Reductio ad mysterium
Beware the salesmen who say, “It’s the soap in Duz that does it.” The statement is plausible, and therefore suspicious. The word itself may be noun in Azeri, verb in Luxembourgish, a numeral in Mauritian Creole; I am referring to the North American cleaning product, vaguely remembered from earliest childhood, more precisely recalled through the commercial jingle.
It was a lie. Duz wuz not a soap at all. It wuz an amphipathic detergent: one of those technological innovations of German laboratories, tasked with getting around the national shortage of oils during the late Great War. They found a surfactant more efficient than soap; one which did not waste effort binding the limestone and chalk in hard water to the dirt scum it was separating. Or so I understand.
Now, I do not propose to bring Messrs Procter and Gamble before a Truth and Reconciliation Commission. I can’t afford the lawyers. There is evidence in the Internet that the product was a powdered soap before it became a powdered detergent. Yet I distinctly remember that slogan, from a time well after the soap component must have been retired. And I have found confirmation for this memory on YouTube.
Quite frankly, such avowals are in the heart of modern life: assertions that are plausible, but not strictly true. I could give other examples. In some, such as the whole concept of “government investment,” they are not even slightly true; and in many fields, such as that of insurance (public or private, it makes little difference) a bottomless pit of moral jeopardy is concealed by the surface claims.
We have not truth, but approximations to truth, that will not bear investigation. This is what makes us so different from our mediaeval, or other pre-modern ancestors, whose circumstances freed them from what I will call (with apologies to Ratzinger) the “dictatorship of hype.” Or rather than fall into hype myself, I should say they simply lacked the machinery by which hype of this sort could be generated, and poetry abused.

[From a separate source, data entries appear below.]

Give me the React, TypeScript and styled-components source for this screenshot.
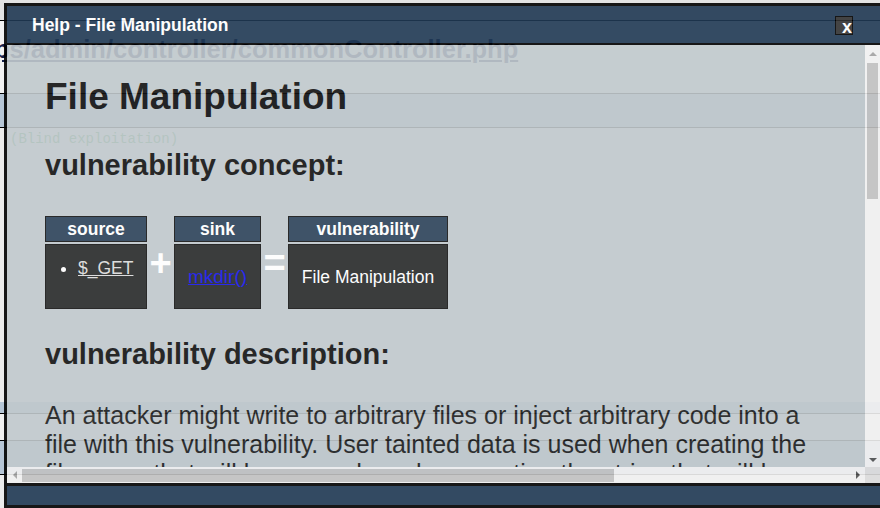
import React from "react";
import styled, { createGlobalStyle, css } from "styled-components";

const Global = createGlobalStyle`
  html, body { margin: 0; padding: 0; }
  body {
    width: 880px;
    height: 508px;
    overflow: hidden;
    background: #e3e3e3;
    font-family: "Liberation Sans", Arial, sans-serif;
  }
`;

const Page = styled.div`
  position: relative;
  width: 880px;
  height: 508px;
  overflow: hidden;
  display: flex;
  flex-direction: column;
`;

const BgRow = styled.div<{ $h: number; $bg: string; $line?: boolean }>`
  flex: none;
  height: ${(p) => p.$h}px;
  box-sizing: border-box;
  background: ${(p) => p.$bg};
  border-bottom: ${(p) => (p.$line ? "1px solid #000" : "none")};
  overflow: hidden;
  white-space: nowrap;
`;

const BgLink = styled.a`
  display: block;
  margin: 14px 0 0 -6px;
  font: bold 25.5px/29px "Liberation Sans", Arial, sans-serif;
  color: #14204a;
  text-decoration: underline;
`;

const BgMono = styled.div`
  padding: 3px 0 0 10px;
  font: 14px/16px "Liberation Mono", "Courier New", monospace;
  color: #3f9a4f;
`;

const Dialog = styled.div`
  position: absolute;
  left: 4px;
  top: 3px;
  width: 873px;
  height: 499px;
  border: 3px solid #000;
  display: flex;
  flex-direction: column;
  opacity: 0.9;
`;

const TitleBar = styled.div`
  flex: none;
  height: 39px;
  box-sizing: border-box;
  border-bottom: 2px solid #000;
  background: #203954;
  display: flex;
  align-items: center;
  justify-content: space-between;
  padding: 0 27px 0 25px;
`;

const Title = styled.span`
  color: #fff;
  font: bold 17.5px/20px "Liberation Sans", Arial, sans-serif;
`;

const CloseButton = styled.button`
  width: 18px;
  height: 19px;
  box-sizing: border-box;
  margin-top: 2px;
  padding: 1px 0 0 0;
  border: 1px solid #000;
  background: #323232;
  color: #fff;
  font: bold 18px/18px "Liberation Sans", Arial, sans-serif;
  text-align: right;
  overflow: visible;
  cursor: pointer;
`;

/* content area with its scrollbars */
const ContentArea = styled.div`
  flex: 1;
  min-height: 0;
  display: grid;
  grid-template-columns: 1fr 15px;
  grid-template-rows: 1fr 16px;
  background: #c1c9cd;
`;

const Viewport = styled.div`
  overflow: hidden;
  padding: 31px 38px 0;
  color: #121212;
`;

const VScroll = styled.div`
  display: flex;
  flex-direction: column;
  background: #f1f1f1;
`;

const HScroll = styled.div`
  display: flex;
  background: #f1f1f1;
`;

const Corner = styled.div`
  background: #dcdcdc;
`;

const ScrollButton = styled.div<{ $size?: number; $vertical?: boolean }>`
  flex: none;
  ${(p) =>
    p.$vertical
      ? css`
          height: ${p.$size ?? 15}px;
        `
      : css`
          width: ${p.$size ?? 15}px;
        `}
  display: flex;
  align-items: center;
  justify-content: center;
`;

type Dir = "up" | "down" | "left" | "right";

const Arrow = styled.span<{ $dir: Dir; $color: string }>`
  width: 0;
  height: 0;
  border: 4px solid transparent;
  ${(p) => {
    switch (p.$dir) {
      case "up":
        return css`
          border-top-width: 0;
          border-bottom-color: ${p.$color};
        `;
      case "down":
        return css`
          border-bottom-width: 0;
          border-top-color: ${p.$color};
        `;
      case "left":
        return css`
          border-left-width: 0;
          border-right-color: ${p.$color};
        `;
      default:
        return css`
          border-right-width: 0;
          border-left-color: ${p.$color};
        `;
    }
  }}
`;

const Track = styled.div<{ $vertical?: boolean }>`
  flex: 1;
  display: flex;
  flex-direction: ${(p) => (p.$vertical ? "column" : "row")};
`;

const Thumb = styled.div<{ $vertical?: boolean }>`
  flex: none;
  background: #c1c1c1;
  ${(p) =>
    p.$vertical
      ? css`
          margin: 1px 2px 0;
        `
      : css`
          margin: 2px 0 0;
          height: 13px;
        `}
`;

const H1 = styled.h1`
  margin: 0 0 31px;
  font: bold 37px/42px "Liberation Sans", Arial, sans-serif;
`;

const H2 = styled.h2<{ $top?: number }>`
  margin: ${(p) => p.$top ?? 0}px 0 0;
  font: bold 29px/33px "Liberation Sans", Arial, sans-serif;
`;

const Flow = styled.div`
  display: grid;
  grid-template-columns: 102px 27px 87px 27px 160px;
  grid-template-rows: 26px 65px;
  row-gap: 2px;
  margin-top: 34px;
`;

const FlowHead = styled.div<{ $col: number }>`
  grid-row: 1;
  grid-column: ${(p) => p.$col};
  box-sizing: border-box;
  border: 1px solid #161616;
  background: #2d435a;
  color: #fff;
  font: bold 17.5px/20px "Liberation Sans", Arial, sans-serif;
  display: flex;
  align-items: center;
  justify-content: center;
`;

const FlowBody = styled.div<{ $col: number; $top?: boolean }>`
  grid-row: 2;
  grid-column: ${(p) => p.$col};
  box-sizing: border-box;
  border: 1px solid #161616;
  background: #282b2b;
  color: #fff;
  font: 17.5px/20px "Liberation Sans", Arial, sans-serif;
  display: flex;
  align-items: ${(p) => (p.$top ? "flex-start" : "center")};
  justify-content: ${(p) => (p.$top ? "flex-start" : "center")};
`;

const Operator = styled.div<{ $col: number }>`
  grid-row: 1 / 3;
  grid-column: ${(p) => p.$col};
  align-self: center;
  justify-self: center;
  color: #fff;
  font: bold 38px/44px "Liberation Sans", Arial, sans-serif;
`;

const SourceList = styled.ul`
  margin: 13px 0 0;
  padding: 0 0 0 32px;
  list-style: disc;
`;

const SourceLink = styled.a`
  color: #dcdcdc;
  text-decoration: underline;
`;

const SinkLink = styled.a`
  margin-top: 1px;
  color: #1414ee;
  font-size: 19px;
  text-decoration: underline;
`;

const Para = styled.p<{ $top?: number }>`
  margin: ${(p) => p.$top ?? 0}px 0 0;
  max-width: 782px;
  font: 25px/29px "Liberation Sans", Arial, sans-serif;
  color: #1f1f1f;
`;

const Footer = styled.div`
  flex: none;
  height: 22px;
  box-sizing: border-box;
  border-top: 3px solid #000;
  background: #203954;
`;

export default function App() {
  return (
    <>
      <Global />
      <Page>
        <BgRow $h={21} $bg="#e3e3e3" $line />
        <BgRow $h={73} $bg="#f2f2f2" $line>
          <BgLink href="#">ps/admin/controller/commonController.php</BgLink>
        </BgRow>
        <BgRow $h={34} $bg="#b6c6d6" $line />
        <BgRow $h={274} $bg="#ececec">
          <BgMono>(Blind exploitation)</BgMono>
        </BgRow>
        <BgRow $h={12} $bg="#b6c6d6" $line />
        <BgRow $h={27} $bg="#f0f0f0" $line />
        <BgRow $h={34} $bg="#b6c6d6" $line />
        <BgRow $h={40} $bg="#ececec" />

        <Dialog>
          <TitleBar>
            <Title>Help - File Manipulation</Title>
            <CloseButton>x</CloseButton>
          </TitleBar>
          <ContentArea>
            <Viewport>
              <H1>File Manipulation</H1>
              <H2>vulnerability concept:</H2>
              <Flow>
                <FlowHead $col={1}>source</FlowHead>
                <FlowHead $col={3}>sink</FlowHead>
                <FlowHead $col={5}>vulnerability</FlowHead>
                <FlowBody $col={1} $top>
                  <SourceList>
                    <li>
                      <SourceLink href="#">$_GET</SourceLink>
                    </li>
                  </SourceList>
                </FlowBody>
                <Operator $col={2}>+</Operator>
                <FlowBody $col={3}>
                  <SinkLink href="#">mkdir()</SinkLink>
                </FlowBody>
                <Operator $col={4}>=</Operator>
                <FlowBody $col={5}>File Manipulation</FlowBody>
              </Flow>
              <H2 $top={29}>vulnerability description:</H2>
              <Para $top={30}>
                An attacker might write to arbitrary files or inject arbitrary code into a file with
                this vulnerability. User tainted data is used when creating the file name that will
                be opened or when creating the string that will be written to the file.
              </Para>
            </Viewport>
            <VScroll>
              <ScrollButton $vertical $size={17}>
                <Arrow $dir="up" $color="#a3a3a3" />
              </ScrollButton>
              <Track $vertical>
                <Thumb $vertical style={{ height: 136 }} />
              </Track>
              <ScrollButton $vertical>
                <Arrow $dir="down" $color="#505050" />
              </ScrollButton>
            </VScroll>
            <HScroll>
              <ScrollButton>
                <Arrow $dir="left" $color="#a3a3a3" />
              </ScrollButton>
              <Track>
                <Thumb style={{ width: 592 }} />
              </Track>
              <ScrollButton>
                <Arrow $dir="right" $color="#505050" />
              </ScrollButton>
            </HScroll>
            <Corner />
          </ContentArea>
          <Footer />
        </Dialog>
      </Page>
    </>
  );
}
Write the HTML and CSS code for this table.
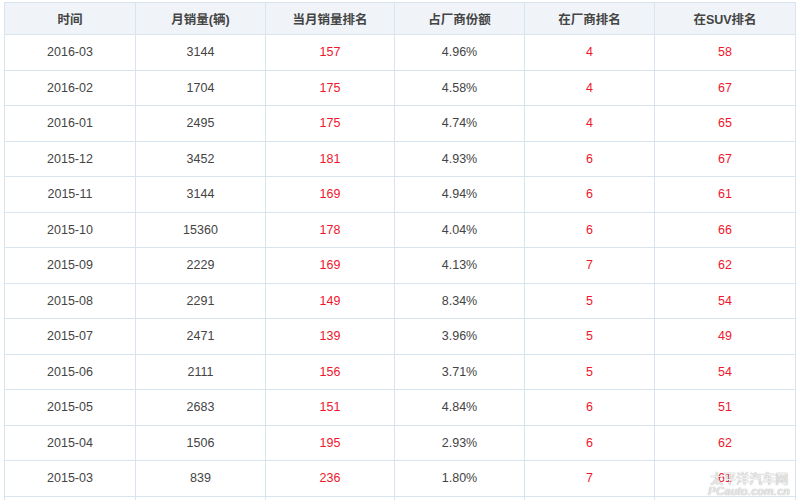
FILE: index.html
```html
<!DOCTYPE html>
<html lang="zh-CN">
<head>
<meta charset="utf-8">
<title>销量排名</title>
<link rel="stylesheet" href="styles.css">
</head>
<body>
<div class="wrap">
<table class="sales">
<colgroup>
<col class="c1"><col class="c2"><col class="c3"><col class="c4"><col class="c5"><col class="c6">
</colgroup>
<thead>
<tr><th>时间</th><th>月销量(辆)</th><th>当月销量排名</th><th>占厂商份额</th><th>在厂商排名</th><th>在SUV排名</th></tr>
</thead>
<tbody>
<tr><td>2016-03</td><td>3144</td><td class="red">157</td><td>4.96%</td><td class="red">4</td><td class="red">58</td></tr>
<tr><td>2016-02</td><td>1704</td><td class="red">175</td><td>4.58%</td><td class="red">4</td><td class="red">67</td></tr>
<tr><td>2016-01</td><td>2495</td><td class="red">175</td><td>4.74%</td><td class="red">4</td><td class="red">65</td></tr>
<tr><td>2015-12</td><td>3452</td><td class="red">181</td><td>4.93%</td><td class="red">6</td><td class="red">67</td></tr>
<tr><td>2015-11</td><td>3144</td><td class="red">169</td><td>4.94%</td><td class="red">6</td><td class="red">61</td></tr>
<tr><td>2015-10</td><td>15360</td><td class="red">178</td><td>4.04%</td><td class="red">6</td><td class="red">66</td></tr>
<tr><td>2015-09</td><td>2229</td><td class="red">169</td><td>4.13%</td><td class="red">7</td><td class="red">62</td></tr>
<tr><td>2015-08</td><td>2291</td><td class="red">149</td><td>8.34%</td><td class="red">5</td><td class="red">54</td></tr>
<tr><td>2015-07</td><td>2471</td><td class="red">139</td><td>3.96%</td><td class="red">5</td><td class="red">49</td></tr>
<tr><td>2015-06</td><td>2111</td><td class="red">156</td><td>3.71%</td><td class="red">5</td><td class="red">54</td></tr>
<tr><td>2015-05</td><td>2683</td><td class="red">151</td><td>4.84%</td><td class="red">6</td><td class="red">51</td></tr>
<tr><td>2015-04</td><td>1506</td><td class="red">195</td><td>2.93%</td><td class="red">6</td><td class="red">62</td></tr>
<tr><td>2015-03</td><td>839</td><td class="red">236</td><td>1.80%</td><td class="red">7</td><td class="red">61</td></tr>
<tr><td></td><td></td><td></td><td></td><td></td><td></td></tr>
</tbody>
</table>
<div class="watermark"><span class="wm-cn">太平洋汽车网</span><span class="wm-en">PCauto.com.cn</span></div>
</div>
</body>
</html>
```
FILE: styles.css
```css
html, body {
  margin: 0;
  padding: 0;
  background: #ffffff;
  overflow: hidden;
}
body {
  width: 800px;
  height: 500px;
  font-family: "Liberation Sans", "Noto Sans CJK SC", sans-serif;
  font-size: 12.5px;
  color: #444444;
}
.wrap {
  position: relative;
  width: 800px;
  height: 500px;
  padding: 2px 0 0 4px;
  box-sizing: border-box;
  overflow: hidden;
}
.sales {
  border-collapse: collapse;
  table-layout: fixed;
  width: 791px;
}
.c1 { width: 131px; }
.c2 { width: 130px; }
.c3 { width: 129px; }
.c4 { width: 130px; }
.c5 { width: 130px; }
.c6 { width: 141px; }
.sales th, .sales td {
  border: 1px solid #d9e5ee;
  text-align: center;
  padding: 0;
}
.sales th {
  height: 31px;
  background: #f0f4f8;
  font-weight: bold;
  color: #444444;
}
.sales tbody tr {
  height: 35.5px;
}
.sales td.red {
  color: #f0162c;
}
.watermark {
  position: absolute;
  right: 10px;
  bottom: 3px;
  display: flex;
  flex-direction: column;
  align-items: center;
  color: rgba(255, 255, 255, 0.85);
  text-shadow: 0 0 1px rgba(140, 140, 140, 0.7), 0 0 1px rgba(140, 140, 140, 0.7);
  line-height: 1;
}
.wm-cn {
  font-size: 13px;
  font-family: "Noto Sans CJK SC", sans-serif;
}
.wm-en {
  font-size: 11px;
  font-style: italic;
  letter-spacing: 0.5px;
  margin-top: 2px;
}
```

For the line in question is poetry indeed: “The soap in Duz that does it.” But it is poetry degraded. Somewhere near the beginning of his penetrating commentary on Aristotle’s Metaphysics, Thomas Aquinas notes that poetry and philosophy share an origin in the apprehension of the wondrous. I say they expound, yet neither can “explain” the mysteries, including that mystery of an existence (our own) that comes out of nothing.
Yet upon consulting the Wicked Paedia I find that the operation of detergent is no wonder at all. It can all be explained to any specialist’s satisfaction, in words of twelve syllables or less.
Which takes us, naturally, to the stain of sin. How is it to be eradicated? Clearly, we must begin by understanding what it is, and there we encounter a modern “problem,” carried forward through all human ages. The very existence of sin is mysterious, and can be casually denied, for as we sin we become less conscious that sin is sin, and slide by degrees into the modern glibness. If the German laboratories cannot invent a product to wash it away, why don’t we just ignore it?
Macula, guilt, is left over. We are soiled; it will not go away. Freud and other shrinks thought they could isolate it in their laboratories — explain it away — yet after more than a century of attempts we still feel it, like the itchy pyjamas that Duz promised to soften. Drugs may suppress it, temporarily, but at an hideous cost. For even when the sense of sin is gone, the guilt obstinately remains. Paradoxically, we have reduced this “problem” to the mystery again.